Privacy Architecture

GPT Lab has a robust privacy architecture to ensure sensitive and personal information is not sent to third-party LLM AI providers. Here are the key points:

📊 Data Isolation

GPT Lab is designed to be self-hosted, meaning all data processing and storage happens within our own infrastructure. This allows us to keep our and your data completely isolated and prevent any leakage to external parties.

🛠️ Local LLM Support

GPT Lab supports running open-source LLMs like Llama, Mixtral and Falcon locally on our own hardware (GPU or CPU). This enables a truly air-gapped system where no data ever leaves our premises. This is possible via support of Ollama, GPT4All and FastChat servers.

☁️ Cloud LLM Integration

When using a cloud LLM provider like Replicate, TogetherAI or HuggingFace, GPT Lab can integrate with them. These providers do not retain any data, ensuring your information remains private.

🕵️‍♂️Anonymization of personally identifiable information (PII)

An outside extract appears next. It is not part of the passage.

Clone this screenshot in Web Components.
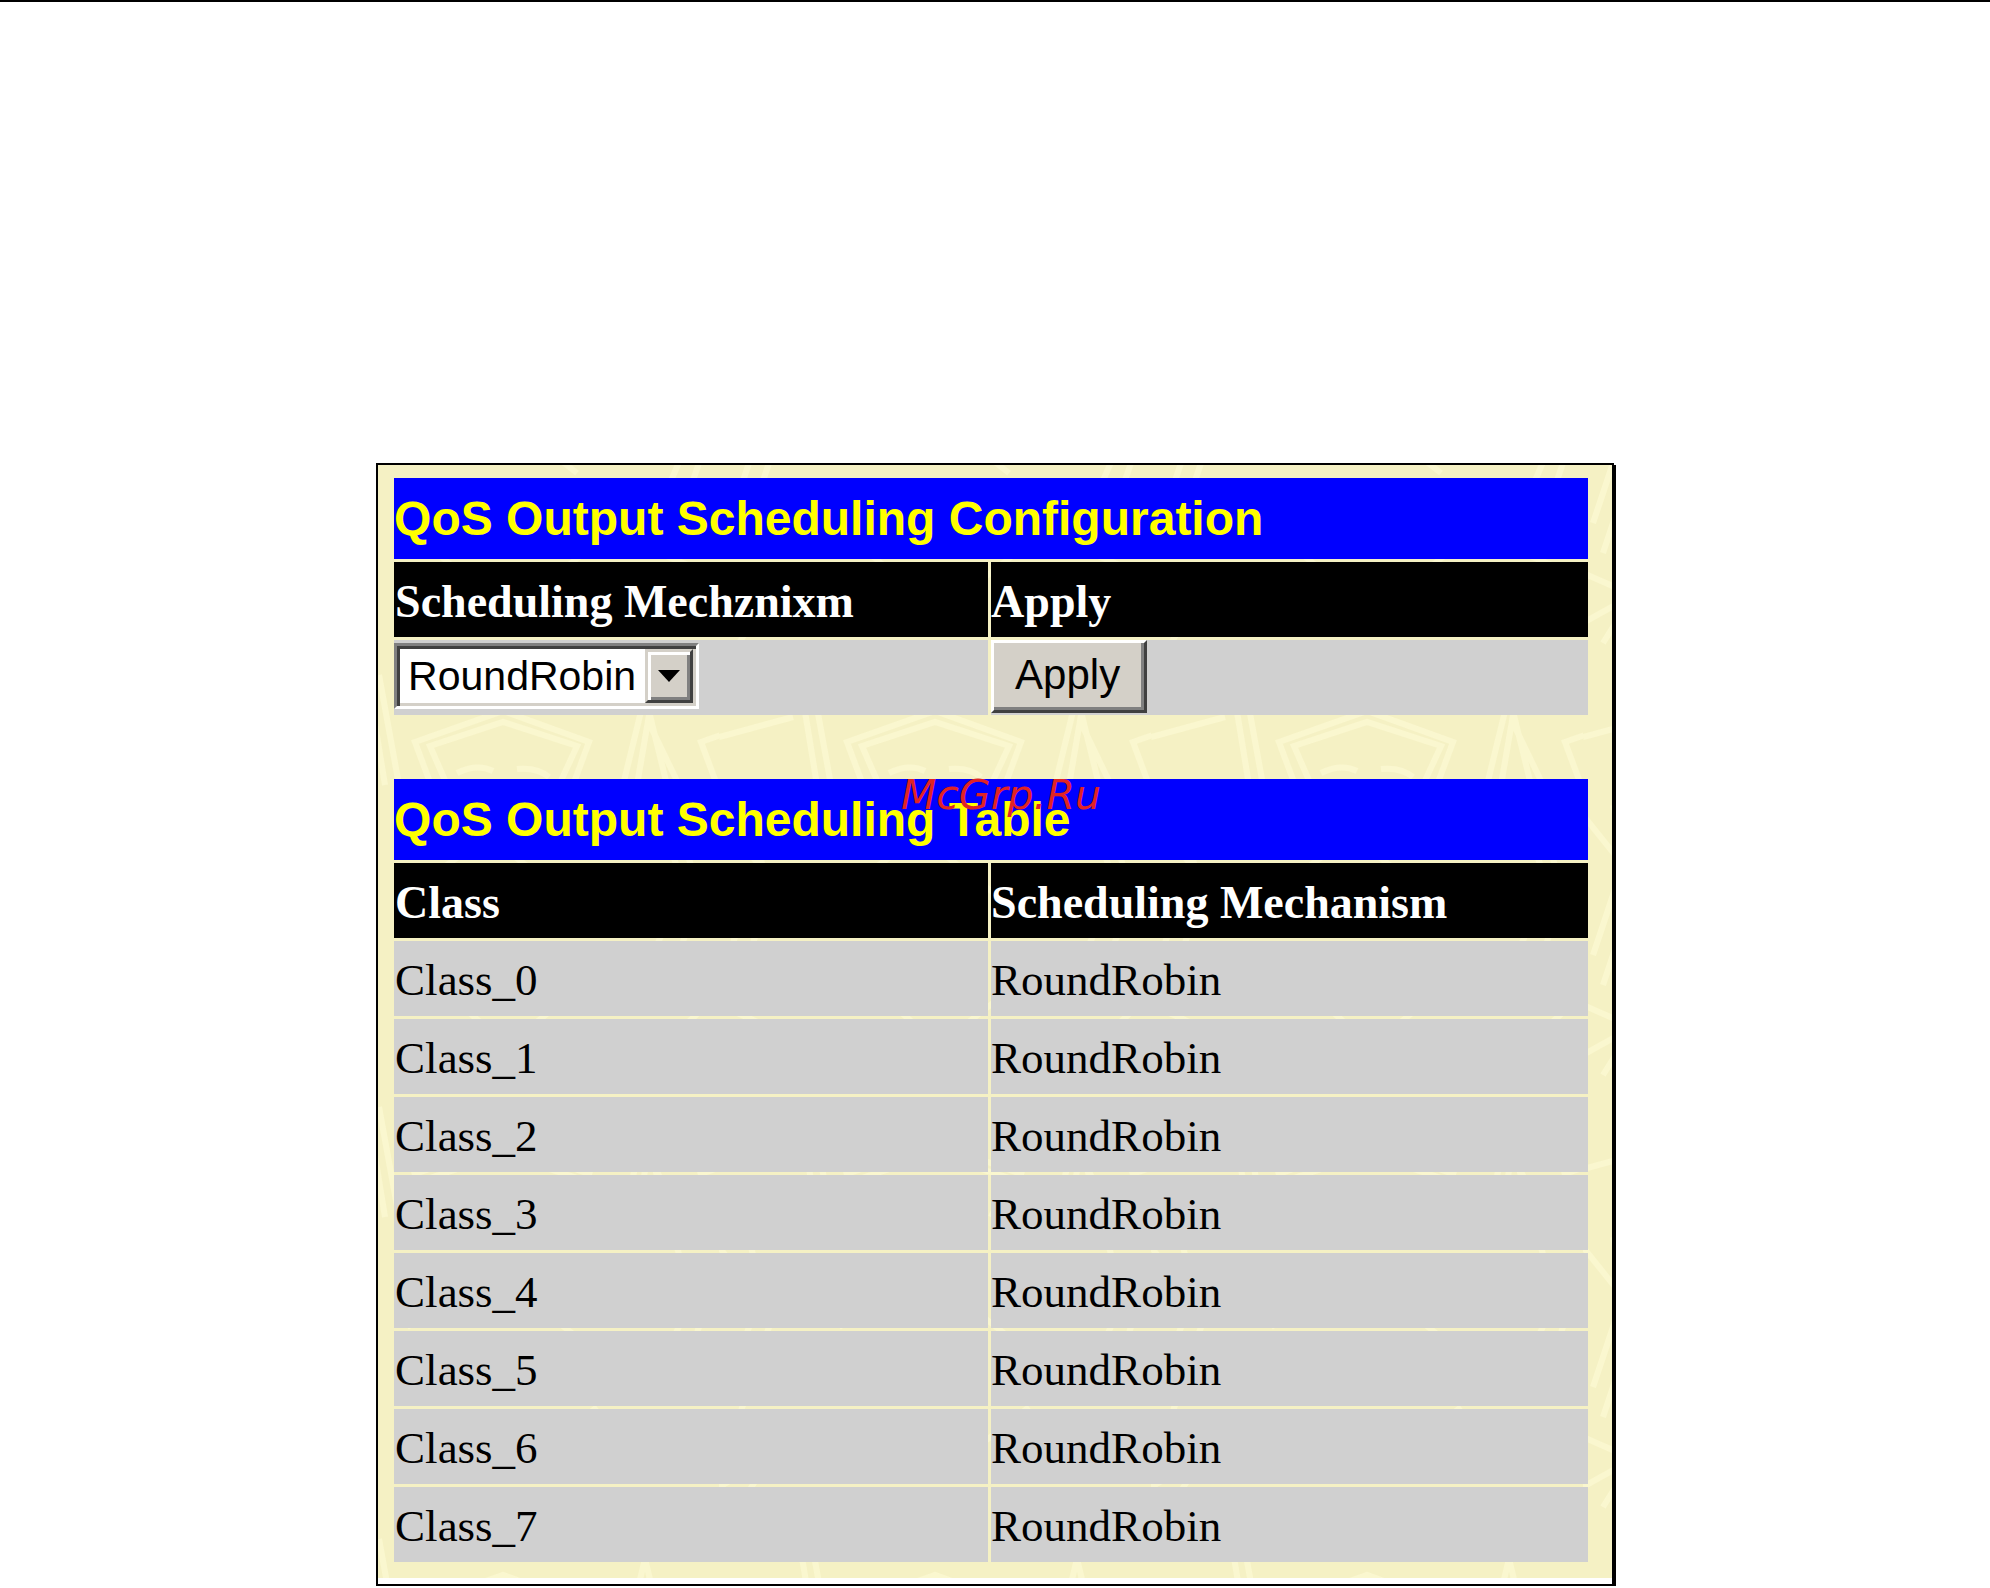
<!DOCTYPE html>
<html lang="en">
<head>
<meta charset="utf-8">
<title>QoS Output Scheduling</title>
<style>
  body { margin: 0; background: #fff; font-family: "Liberation Serif", serif; }
</style>
</head>
<body>
<qos-page>
  <qos-panel>
    <scheduling-form></scheduling-form>
    <scheduling-table></scheduling-table>
    <site-mark slot="mark">McGrp.Ru</site-mark>
  </qos-panel>
</qos-page>

<script>
const define = (name, html, setup) => customElements.define(name, class extends HTMLElement {
  constructor() {
    super();
    this.attachShadow({ mode: 'open' }).innerHTML = html;
    if (setup) setup(this.shadowRoot);
  }
});

const tableStyles = `
  :host { display: block; }
  table { width: 100%; table-layout: fixed; border-collapse: separate; border-spacing: 3px; font-size: 45px; line-height: 71px; color: #000; }
  col:first-child { width: 594px; }
  th, td { padding: 0; text-align: left; vertical-align: top; }
  td { background: #d0d0d0; padding-top: 4px; }
  th { background: #000; color: #fff; font-size: 46px; padding-top: 4px; }
  th:first-child, td:first-child { padding-left: 1px; }
  th.title { background: #00f; color: #ff0; font: bold 48px/81px "Liberation Sans", sans-serif; padding: 0; }
`;

define('qos-page', `
  <style>
    :host { display: block; border-top: 2px solid #000; padding-top: 461px; }
    main { width: 62.2%; margin: 0 auto; }
  </style>
  <main><slot></slot></main>
`);

define('qos-panel', `
  <style>
    :host { display: block; position: relative; box-sizing: border-box; border: 2px solid #000; box-shadow: 2px 2px #000; background: #fff; padding-bottom: 6px; }
    .paper { display: grid; background: #f5f1c4; }
    .paper > * { grid-area: 1 / 1; min-width: 0; }
    svg { width: 100%; height: 0; min-height: 100%; display: block; }
    .content { display: flex; flex-direction: column; gap: 58px; padding: 10px 21px 13px 13px; }
  </style>
  <div class="paper">
    <svg aria-hidden="true">
      <defs>
        <pattern id="motif" width="432" height="432" patternUnits="userSpaceOnUse" x="341" y="190">
          <g fill="none" stroke="#fcf9d2" stroke-width="6" opacity="0.8">
            <path d="M144 130 L128 87 L216 56 L302 87 L286 130 M160 130 L143 91 L216 67 L290 91 L272 130"/>
            <path d="M336 130 L358 40 L380 130 M350 130 L361 66 L392 130"/>
            <path d="M430 130 L414 87 L502 56 M0 82 L74 62 M80 20 L98 130 M92 20 L112 130"/>
            <path d="M170 118 Q190 108 206 116 M230 114 Q250 112 262 122"/>
            <path d="M0 160 L40 210 L10 300 M30 150 L50 240 L20 330 M0 350 L50 372 L0 400 M20 420 L45 380"/>
            <path d="M376 170 L396 230 L370 290 M390 160 L412 240 L388 310 M372 330 L420 350 L376 390"/>
            <path d="M120 240 L200 180 L290 250 M150 330 L220 390 L310 320"/>
          </g>
        </pattern>
      </defs>
      <rect width="100%" height="100%" fill="url(#motif)"/>
    </svg>
    <div class="content"><slot></slot></div>
  </div>
  <slot name="mark"></slot>
`);

define('site-mark', `
  <style>
    :host { position: absolute; left: 0; right: 0; top: 306px; padding-left: 12px; text-align: center; font: italic 41px/48px "DejaVu Sans", sans-serif; color: #e02424; pointer-events: none; }
  </style>
  <slot></slot>
`);

define('classic-select', `
  <style>
    :host { display: inline-grid; vertical-align: top; }
    select, .arrow { grid-area: 1 / 1; }
    select { appearance: none; box-sizing: border-box; width: 305px; height: 66px; margin: 0; padding: 0 0 0 11px; border: 3px solid; border-color: #808080 #fff #fff #808080; border-radius: 0; box-shadow: inset 3px 3px #404040, inset -3px -3px #d4d0c8; background: #fff; color: #000; font: 41px/60px "Liberation Sans", sans-serif; outline: none; }
    .arrow { justify-self: end; align-self: center; display: grid; place-items: center; box-sizing: border-box; width: 48px; height: 54px; margin-right: 6px; background: #d4d0c8; border: 3px solid; border-color: #d4d0c8 #404040 #404040 #d4d0c8; box-shadow: inset 3px 3px #fff, inset -3px -3px #808080; pointer-events: none; }
    svg { width: 22px; height: 12px; display: block; }
  </style>
  <select aria-label="Scheduling Mechanism"><option>RoundRobin</option><option>Strict</option></select>
  <span class="arrow"><svg viewBox="0 0 22 12" aria-hidden="true"><path d="M0 0H22L11 12Z"/></svg></span>
`);

define('classic-button', `
  <style>
    :host { display: block; }
    button { display: block; box-sizing: border-box; height: 73px; margin: 0; padding: 0 24px 4px 21px; border: 3px solid; border-color: #fff #404040 #404040 #fff; border-radius: 0; box-shadow: inset -3px -3px #808080; background: #d4d0c8; color: #000; font: 42px/60px "Liberation Sans", sans-serif; }
  </style>
  <button type="button"><slot></slot></button>
`);

define('scheduling-form', `
  <style>${tableStyles}
    td { height: 75px; padding: 0; line-height: 0; }
    td:first-child { height: 72px; padding: 3px 0 0; }
  </style>
  <table>
    <colgroup><col><col></colgroup>
    <thead>
      <tr><th class="title" colspan="2">QoS Output Scheduling Configuration</th></tr>
      <tr><th scope="col">Scheduling Mechznixm</th><th scope="col">Apply</th></tr>
    </thead>
    <tbody><tr><td><classic-select></classic-select></td><td><classic-button>Apply</classic-button></td></tr></tbody>
  </table>
`);

define('scheduling-table', `
  <style>${tableStyles}</style>
  <table>
    <colgroup><col><col></colgroup>
    <thead>
      <tr><th class="title" colspan="2">QoS Output Scheduling Table</th></tr>
      <tr><th scope="col">Class</th><th scope="col">Scheduling Mechanism</th></tr>
    </thead>
    <tbody></tbody>
  </table>
`, root => {
  const body = root.querySelector('tbody');
  for (let i = 0; i < 8; i++) {
    const row = body.insertRow();
    row.insertCell().textContent = 'Class_' + i;
    row.insertCell().textContent = 'RoundRobin';
  }
});
</script>
</body>
</html>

In our self-hosted community version, when dealing with personal information, it is also possible to anonymize data before ingestion to the vector DB and in combination we add an "Anonymize Scanner" (such as LLM Guard and/or Microsoft Presidio) which acts as our digital guardian, ensuring that user prompts remain confidential and free from sensitive data exposure, before sending the prompt data to a third-party cloud LLM provider. This step is not necessary when self-hosting LLM.

📝Summary

In summary, GPT Lab's self-hosted nature, local LLM support, cloud integration options without data retention, and anonymization of personal information provide a robust privacy architecture to prevent sensitive data exposure.